Lexington, the nearest big city, is 35 miles away. It has one butcher shop for a population of a half million. One poorly run seafood store that I'm surprised has lasted the two years it's been open (the last one, which was much better, didn't last past it's third birthday). Several ethnic and specialty markets, which are small, tucked out of the way, and mostly struggling. A couple of bakeries, offering cakes, pies, and pastries; but none I'm aware of offering bread. Weekly shopping, and utilizing the small specialty shops as much as possible, on one hand, and upscale supermarkets, on the other, let's us stock up with higher quality goods, but at a cost of an 80+ mile drive and a $200/week grocery bill. Probably what supermarkets are becoming more of a one-stop shopping trip. I bet your supermarkets have bakeries, delis, fish mongers, even florists in them. Here in the big city our supermarkets are about twice as big as a typical 7-11, no room for more than the basics, we need our specialty shops.
Even the big cities have changed. You actually live in an area that's unusual in regards to availability of those things. Used to be every neighborhood in New York had, within walking distance, at least one butcher, one full-service bakery, one greengrocer. Indeed, that's one of the ways "neighborhood" was defined. It's still like that.
Another aspect of daily shopping has to do with European kitchens. They are, compared to ours, much smaller. Ovens, per se, are relatively rare. Fridges are tiny and deep freezers are all but non-existent in the home environment. So daily shopping, especially for baked goods, is not just a matter of being a healthy choice; it's a necessity. They're getting bigger and bigger like the american kitchens.
Another aspect: Do those skinny French women who shop and cook daily also have fulltime jobs? And haul the kids to soccer practice? And serve on Church committees? And....well, you get the idea. The point being, if you're going to compare cultural practices, you can't just cherry pick. Yes they do. Don't be fooled by the romantic notion of elderly grandmothers doing all the cooking and mothers buttering their children's bread when they get home from school. European women are quite a force to be reckoned with, at least that is my experience. I have several girlfriends in greece who are the bread winners in their families. A top priority for a european woman is to be first and foremost skinny and fashionable.

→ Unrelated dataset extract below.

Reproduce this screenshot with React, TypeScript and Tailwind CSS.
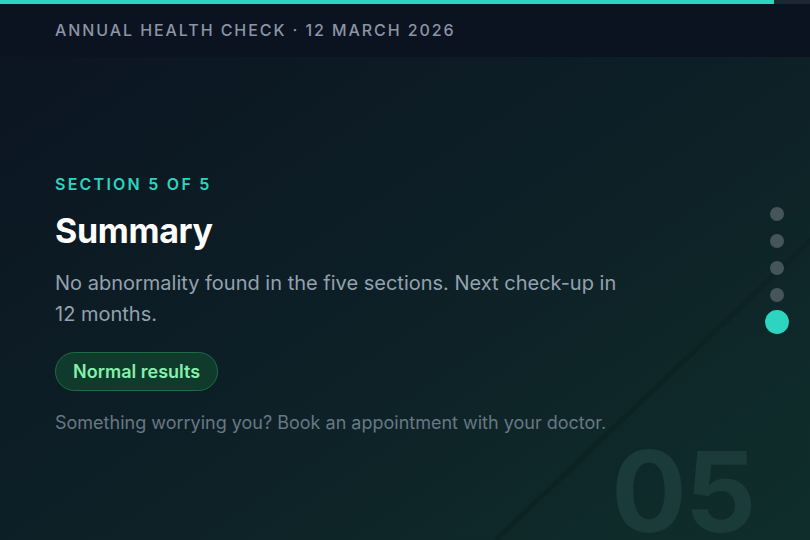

And, the fact is, despite that book's alluring title, there are an incredible number of fat French women. I wish this was the case but it is not. European women are very weight conscious as FF explained. I find myself ridiculed when I visit and am called the American and made fun of because we eat hamburgers every day. Siduri is right, there is no snacking, people wait several hours between meals, lunches are the main meal and dinner for a european woman is no more than a snack or nibble compared to an american woman's idea of dinner.